| The problem |
Each entry below should be echoed exactly, with pictures omitted.

━━━━━━━━━━━━━━━━━━━━━━━━━━━━━━

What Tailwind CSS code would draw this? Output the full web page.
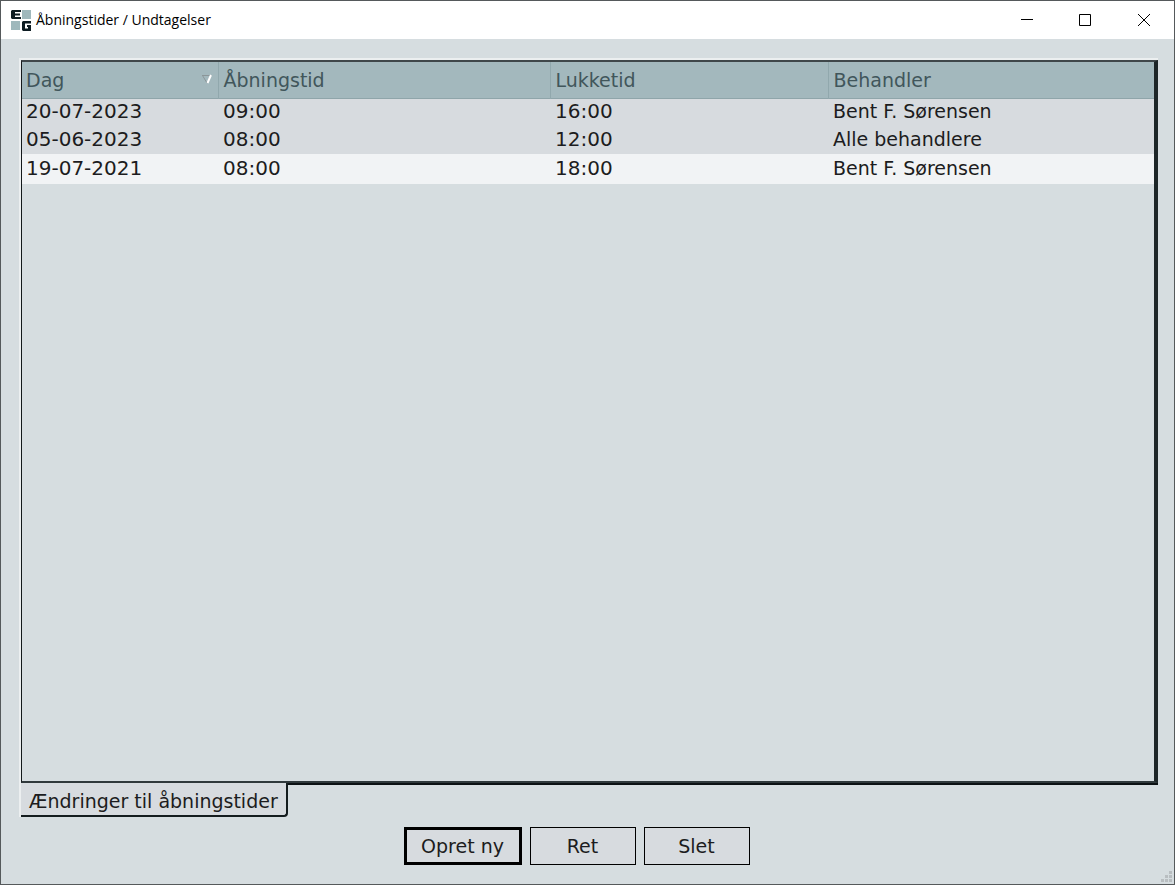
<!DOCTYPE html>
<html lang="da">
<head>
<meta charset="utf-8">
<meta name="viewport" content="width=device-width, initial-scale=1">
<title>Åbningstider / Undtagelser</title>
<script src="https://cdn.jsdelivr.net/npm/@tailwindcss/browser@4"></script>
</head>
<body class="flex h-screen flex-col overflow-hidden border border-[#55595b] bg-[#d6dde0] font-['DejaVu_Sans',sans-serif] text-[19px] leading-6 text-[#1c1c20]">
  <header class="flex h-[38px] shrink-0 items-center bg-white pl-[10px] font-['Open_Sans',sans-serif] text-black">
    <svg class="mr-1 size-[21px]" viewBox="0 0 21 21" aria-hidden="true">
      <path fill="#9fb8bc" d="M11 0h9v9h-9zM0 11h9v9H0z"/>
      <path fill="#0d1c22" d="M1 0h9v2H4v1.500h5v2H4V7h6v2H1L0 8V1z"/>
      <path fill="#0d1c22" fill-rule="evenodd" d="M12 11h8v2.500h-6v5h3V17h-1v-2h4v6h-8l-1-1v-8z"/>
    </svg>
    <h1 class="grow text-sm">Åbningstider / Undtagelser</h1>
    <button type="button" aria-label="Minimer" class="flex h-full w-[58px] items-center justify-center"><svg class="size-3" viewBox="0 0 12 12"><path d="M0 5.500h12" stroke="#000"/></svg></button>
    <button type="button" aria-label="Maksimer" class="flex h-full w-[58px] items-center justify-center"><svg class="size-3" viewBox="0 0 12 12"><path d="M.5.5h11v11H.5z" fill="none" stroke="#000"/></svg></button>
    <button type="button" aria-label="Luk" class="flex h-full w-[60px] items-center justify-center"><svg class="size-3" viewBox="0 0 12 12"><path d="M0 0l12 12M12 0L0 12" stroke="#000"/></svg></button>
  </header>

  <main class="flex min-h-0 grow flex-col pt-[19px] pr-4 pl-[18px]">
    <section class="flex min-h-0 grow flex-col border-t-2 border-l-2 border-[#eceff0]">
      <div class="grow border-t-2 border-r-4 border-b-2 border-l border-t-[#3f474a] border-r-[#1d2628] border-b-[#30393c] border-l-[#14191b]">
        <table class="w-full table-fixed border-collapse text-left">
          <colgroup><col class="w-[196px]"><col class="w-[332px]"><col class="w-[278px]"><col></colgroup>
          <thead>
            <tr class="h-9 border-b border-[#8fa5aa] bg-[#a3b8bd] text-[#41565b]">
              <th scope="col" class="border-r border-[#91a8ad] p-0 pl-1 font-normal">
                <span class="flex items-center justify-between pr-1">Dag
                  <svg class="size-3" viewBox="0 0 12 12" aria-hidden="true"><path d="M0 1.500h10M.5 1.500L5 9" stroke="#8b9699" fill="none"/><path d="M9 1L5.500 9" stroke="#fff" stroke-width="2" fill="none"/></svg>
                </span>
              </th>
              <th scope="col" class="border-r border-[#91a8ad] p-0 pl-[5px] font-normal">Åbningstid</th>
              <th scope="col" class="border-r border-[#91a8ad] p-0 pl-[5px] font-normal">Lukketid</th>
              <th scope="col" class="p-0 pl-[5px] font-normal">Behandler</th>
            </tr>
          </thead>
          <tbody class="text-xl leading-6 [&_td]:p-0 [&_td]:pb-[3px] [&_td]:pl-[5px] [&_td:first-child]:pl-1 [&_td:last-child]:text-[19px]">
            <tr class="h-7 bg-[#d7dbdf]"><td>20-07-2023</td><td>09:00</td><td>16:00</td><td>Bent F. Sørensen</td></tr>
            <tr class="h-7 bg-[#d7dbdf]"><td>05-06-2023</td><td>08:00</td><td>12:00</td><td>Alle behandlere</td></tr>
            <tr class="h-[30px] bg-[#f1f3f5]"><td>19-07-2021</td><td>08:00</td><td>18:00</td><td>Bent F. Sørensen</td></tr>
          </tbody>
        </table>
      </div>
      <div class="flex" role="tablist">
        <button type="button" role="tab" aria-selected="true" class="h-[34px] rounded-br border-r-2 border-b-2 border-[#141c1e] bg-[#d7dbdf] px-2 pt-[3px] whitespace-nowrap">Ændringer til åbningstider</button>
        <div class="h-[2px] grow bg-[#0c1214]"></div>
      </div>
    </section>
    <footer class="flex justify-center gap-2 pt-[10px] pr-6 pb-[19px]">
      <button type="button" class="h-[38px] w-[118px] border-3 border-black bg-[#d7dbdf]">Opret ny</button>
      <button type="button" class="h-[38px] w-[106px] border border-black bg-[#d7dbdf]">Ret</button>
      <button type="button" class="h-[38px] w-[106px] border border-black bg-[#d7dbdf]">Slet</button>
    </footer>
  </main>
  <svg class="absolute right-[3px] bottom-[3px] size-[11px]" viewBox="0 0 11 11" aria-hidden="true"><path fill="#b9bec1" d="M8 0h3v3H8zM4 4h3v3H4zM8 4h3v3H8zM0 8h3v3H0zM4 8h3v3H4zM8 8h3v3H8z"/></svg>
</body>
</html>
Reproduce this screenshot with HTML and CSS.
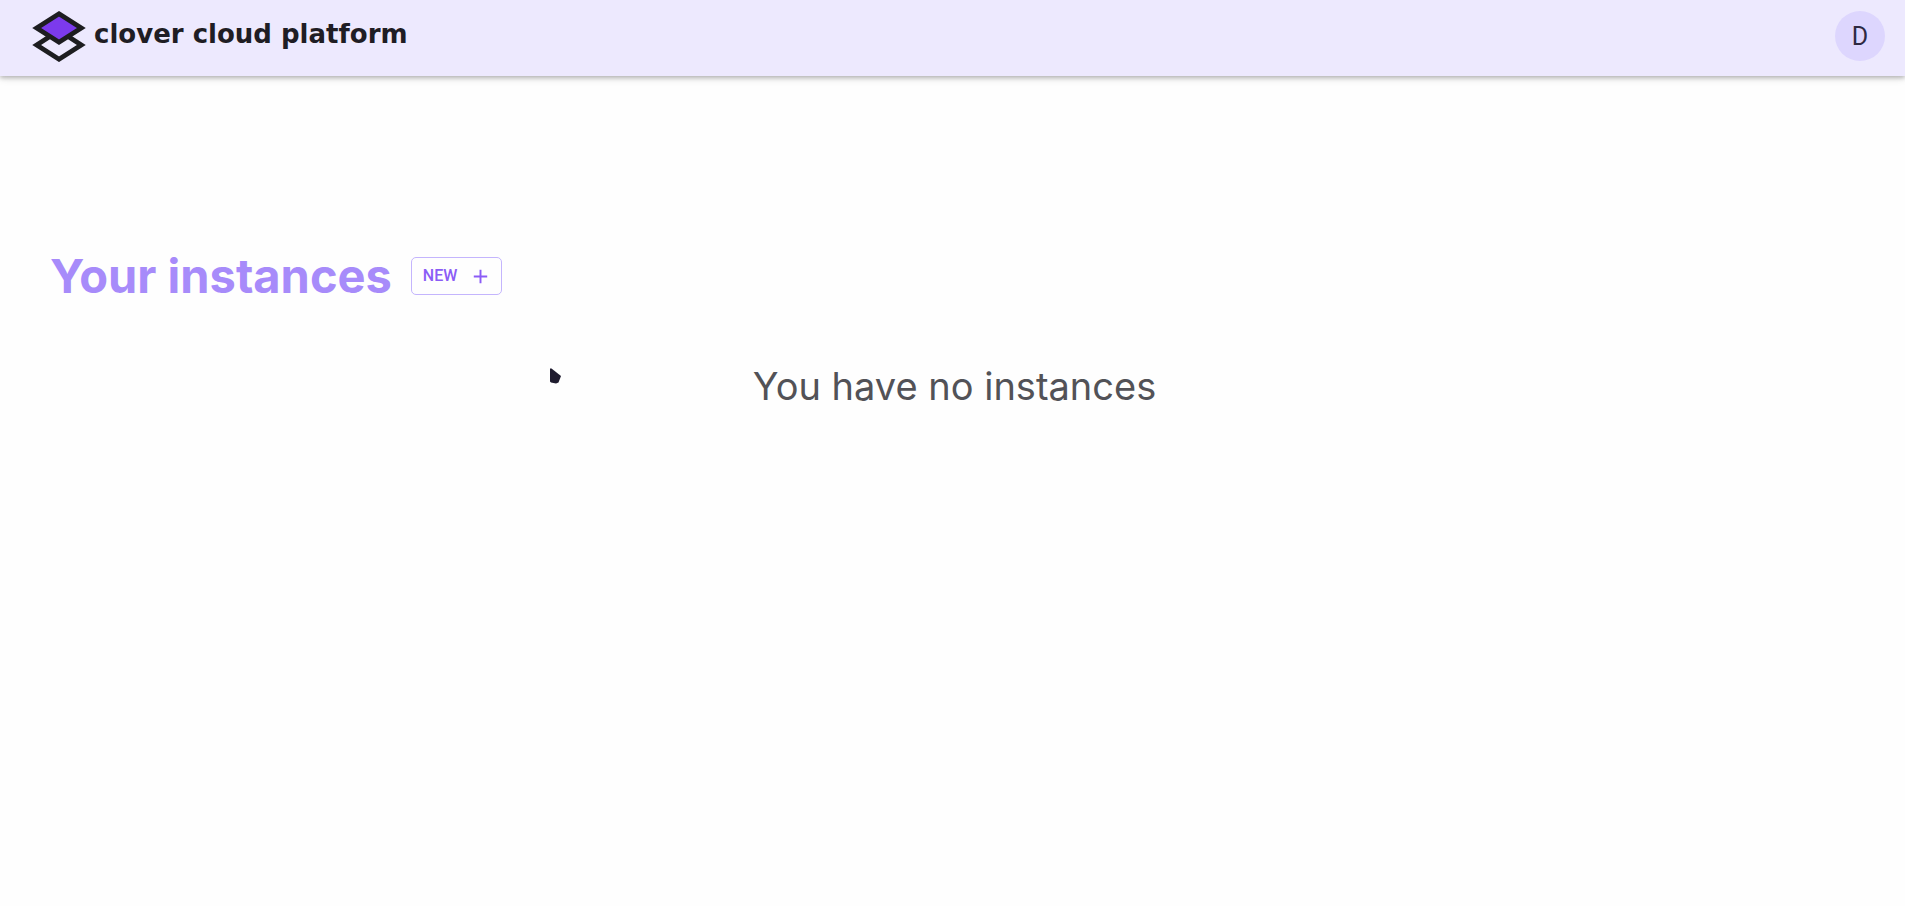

━━━━━━━━━━━━━━━━━━━━━━━━━━━━━━

| Written response |
What Tailwind CSS code would draw this? Output the full web page.
<!DOCTYPE html>
<html lang="da">
<head>
<meta charset="utf-8">
<meta name="viewport" content="width=device-width, initial-scale=1">
<title>Åbningstider / Undtagelser</title>
<script src="https://cdn.jsdelivr.net/npm/@tailwindcss/browser@4"></script>
</head>
<body class="flex h-screen flex-col overflow-hidden border border-[#55595b] bg-[#d6dde0] font-['DejaVu_Sans',sans-serif] text-[19px] leading-6 text-[#1c1c20]">
  <header class="flex h-[38px] shrink-0 items-center bg-white pl-[10px] font-['Open_Sans',sans-serif] text-black">
    <svg class="mr-1 size-[21px]" viewBox="0 0 21 21" aria-hidden="true">
      <path fill="#9fb8bc" d="M11 0h9v9h-9zM0 11h9v9H0z"/>
      <path fill="#0d1c22" d="M1 0h9v2H4v1.500h5v2H4V7h6v2H1L0 8V1z"/>
      <path fill="#0d1c22" fill-rule="evenodd" d="M12 11h8v2.500h-6v5h3V17h-1v-2h4v6h-8l-1-1v-8z"/>
    </svg>
    <h1 class="grow text-sm">Åbningstider / Undtagelser</h1>
    <button type="button" aria-label="Minimer" class="flex h-full w-[58px] items-center justify-center"><svg class="size-3" viewBox="0 0 12 12"><path d="M0 5.500h12" stroke="#000"/></svg></button>
    <button type="button" aria-label="Maksimer" class="flex h-full w-[58px] items-center justify-center"><svg class="size-3" viewBox="0 0 12 12"><path d="M.5.5h11v11H.5z" fill="none" stroke="#000"/></svg></button>
    <button type="button" aria-label="Luk" class="flex h-full w-[60px] items-center justify-center"><svg class="size-3" viewBox="0 0 12 12"><path d="M0 0l12 12M12 0L0 12" stroke="#000"/></svg></button>
  </header>

  <main class="flex min-h-0 grow flex-col pt-[19px] pr-4 pl-[18px]">
    <section class="flex min-h-0 grow flex-col border-t-2 border-l-2 border-[#eceff0]">
      <div class="grow border-t-2 border-r-4 border-b-2 border-l border-t-[#3f474a] border-r-[#1d2628] border-b-[#30393c] border-l-[#14191b]">
        <table class="w-full table-fixed border-collapse text-left">
          <colgroup><col class="w-[196px]"><col class="w-[332px]"><col class="w-[278px]"><col></colgroup>
          <thead>
            <tr class="h-9 border-b border-[#8fa5aa] bg-[#a3b8bd] text-[#41565b]">
              <th scope="col" class="border-r border-[#91a8ad] p-0 pl-1 font-normal">
                <span class="flex items-center justify-between pr-1">Dag
                  <svg class="size-3" viewBox="0 0 12 12" aria-hidden="true"><path d="M0 1.500h10M.5 1.500L5 9" stroke="#8b9699" fill="none"/><path d="M9 1L5.500 9" stroke="#fff" stroke-width="2" fill="none"/></svg>
                </span>
              </th>
              <th scope="col" class="border-r border-[#91a8ad] p-0 pl-[5px] font-normal">Åbningstid</th>
              <th scope="col" class="border-r border-[#91a8ad] p-0 pl-[5px] font-normal">Lukketid</th>
              <th scope="col" class="p-0 pl-[5px] font-normal">Behandler</th>
            </tr>
          </thead>
          <tbody class="text-xl leading-6 [&_td]:p-0 [&_td]:pb-[3px] [&_td]:pl-[5px] [&_td:first-child]:pl-1 [&_td:last-child]:text-[19px]">
            <tr class="h-7 bg-[#d7dbdf]"><td>20-07-2023</td><td>09:00</td><td>16:00</td><td>Bent F. Sørensen</td></tr>
            <tr class="h-7 bg-[#d7dbdf]"><td>05-06-2023</td><td>08:00</td><td>12:00</td><td>Alle behandlere</td></tr>
            <tr class="h-[30px] bg-[#f1f3f5]"><td>19-07-2021</td><td>08:00</td><td>18:00</td><td>Bent F. Sørensen</td></tr>
          </tbody>
        </table>
      </div>
      <div class="flex" role="tablist">
        <button type="button" role="tab" aria-selected="true" class="h-[34px] rounded-br border-r-2 border-b-2 border-[#141c1e] bg-[#d7dbdf] px-2 pt-[3px] whitespace-nowrap">Ændringer til åbningstider</button>
        <div class="h-[2px] grow bg-[#0c1214]"></div>
      </div>
    </section>
    <footer class="flex justify-center gap-2 pt-[10px] pr-6 pb-[19px]">
      <button type="button" class="h-[38px] w-[118px] border-3 border-black bg-[#d7dbdf]">Opret ny</button>
      <button type="button" class="h-[38px] w-[106px] border border-black bg-[#d7dbdf]">Ret</button>
      <button type="button" class="h-[38px] w-[106px] border border-black bg-[#d7dbdf]">Slet</button>
    </footer>
  </main>
  <svg class="absolute right-[3px] bottom-[3px] size-[11px]" viewBox="0 0 11 11" aria-hidden="true"><path fill="#b9bec1" d="M8 0h3v3H8zM4 4h3v3H4zM8 4h3v3H8zM0 8h3v3H0zM4 8h3v3H4zM8 8h3v3H8z"/></svg>
</body>
</html>
Reproduce this screenshot with HTML and CSS.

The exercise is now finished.